Before the availability of Enumerable.Chunk
, I used to write my own extension named Partition
like so:
public static IEnumerable<IEnumerable<T>> Partition<T>(this IEnumerable<T> source, int size) {
if (source == null) {
throw new ArgumentNullException(nameof(source));
}
if (size < 1) {
throw new ArgumentOutOfRangeException(nameof(size));
}
using var e = source.GetEnumerator();
while (e.MoveNext()) {
yield return new Partitioner<T>(e, size);
}
}
private class Partitioner<T> : IEnumerable<T>
{
private class PartitionerEnumerator : IEnumerator<T>
{
private readonly IEnumerator<T> m_Source;
private readonly int m_Size;
private int m_Index = -1;
private bool m_Disposed = false;
public PartitionerEnumerator(IEnumerator<T> source, int size) {
m_Source = source;
m_Size = size;
}
public T Current => m_Source.Current;
object IEnumerator.Current => Current;
public void Dispose() {
if (!m_Disposed) {
m_Disposed = true;
while (++m_Index < m_Size && m_Source.MoveNext()) { }
}
}
public bool MoveNext() {
if (m_Index == -1) {
++m_Index;
return true;
} else {
return ++m_Index < m_Size && m_Source.MoveNext();
}
}
public void Reset() => throw new NotImplementedException();
}
private readonly PartitionerEnumerator m_Enumerator;
public Partitioner(IEnumerator<T> source, int size) {
m_Enumerator = new PartitionerEnumerator(source, size);
}
public IEnumerator<T> GetEnumerator() => m_Enumerator;
IEnumerator IEnumerable.GetEnumerator() => GetEnumerator();
}
This approach takes into account three considerations:
- The original
source
is only enumerated once (which is often missed by Skip/Take
implementations)
- Within normal nested/chained LINQ expressions, only one element at a time has to be in memory (which is ignored by the current implementation)
- When any partition is processed only partly and then disposed prematurely, the
PartitionerEnumerator.Dispose
method makes sure that the underlying enumerator still gets forwarded the rest of the count (which is often missed by nested-loop approaches:)
public static IEnumerable<IEnumerable<T>> PartitionWrong<T>(this IEnumerable<T> source, int size) {
if (source == null) {
throw new ArgumentNullException(nameof(source));
}
if (size < 1) {
throw new ArgumentOutOfRangeException(nameof(size));
}
static IEnumerable<T> EnumeratePartition(IEnumerator<T> e, int size) {
var i = 0;
do {
yield return e.Current;
} while (++i < size && e.MoveNext())
}
using (var e = source.GetEnumerator()) {
while (e.MoveNext()) {
yield return EnumeratePartition(e, size);
}
}
}
This approach will work if all sub-sequences are fully enumerated, e. g. by calling Count
or Sum
on them, but it fails for partial enumeration like calling First
on them:
var source = new int[] { 1, 2, 3, 4, 5, 6, 7, 8, 9 };
source.PartitionWrong(3).Select(c => c.Count()); // 3, 3, 3
source.PartitionWrong(3).Select(c => c.Sum()); // 6, 15, 24
source.PartitionWrong(3).Select(c => c.First()); // 1, 2, 3, 4, 5, 6, 7, 8, 9 but should be 1, 4, 7
My implementation will work for all of the above, but still has several shortcomings, which weren't relevant for my applications, but the first two are probably the reason why the .NET team chose "the easy way out" and use an array that gets filled immediately:
- If you save all
Partition
objects at first, then were to process them round-robin, one element at a time, the order of the original IEnumerable
is not preserved in the partitions, i. e. the first partition is not guaranteed to contain the first three elements.

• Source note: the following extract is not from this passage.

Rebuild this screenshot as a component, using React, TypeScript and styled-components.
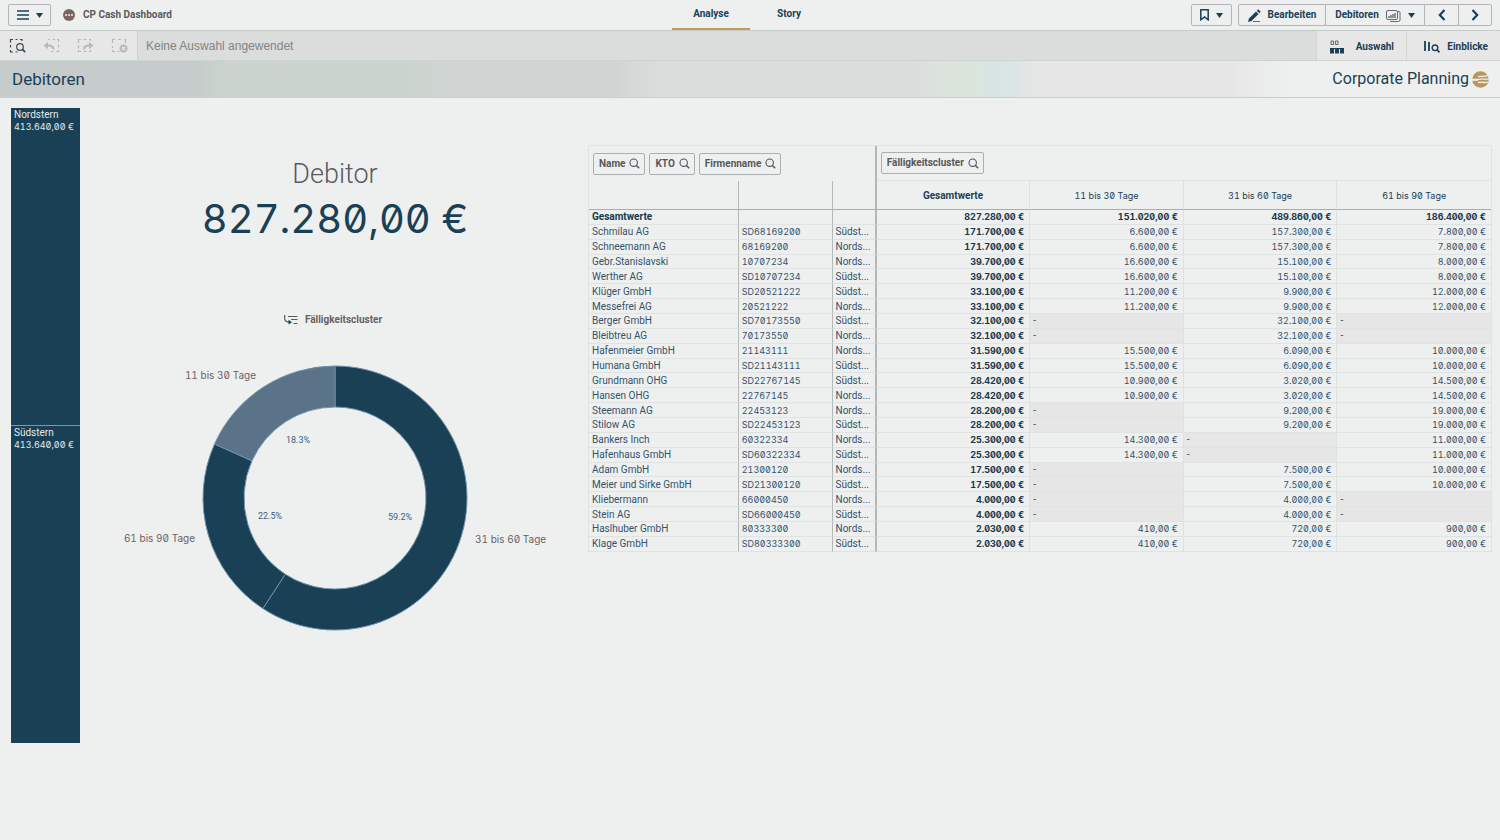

As a side effect, if the number of elements does not divide evenly into the partition size, it is "random" which partition is shorter than size
. It is not even necessarily guaranteed that only one partition is shorter.
- Using this in a parallelized context suffers from the same issues as (1), but TBH I never even looked into the thread-safetiness of my code.
- The benefits of pre-mature enumeration abortion (like calling
Any
or All
on the sub-sequences) will not prevent the rest of the currently enumerated Partion's elements to be created (although this is obviously true for Chunk
as well, where all elements got created upon entering the chunk)
So in a nutshell - if you are not planning on using parallelization or aren't dependant on ordered processing, and run into a memory problem when using .NET 6's Chunk
, my old code might be helpful to you.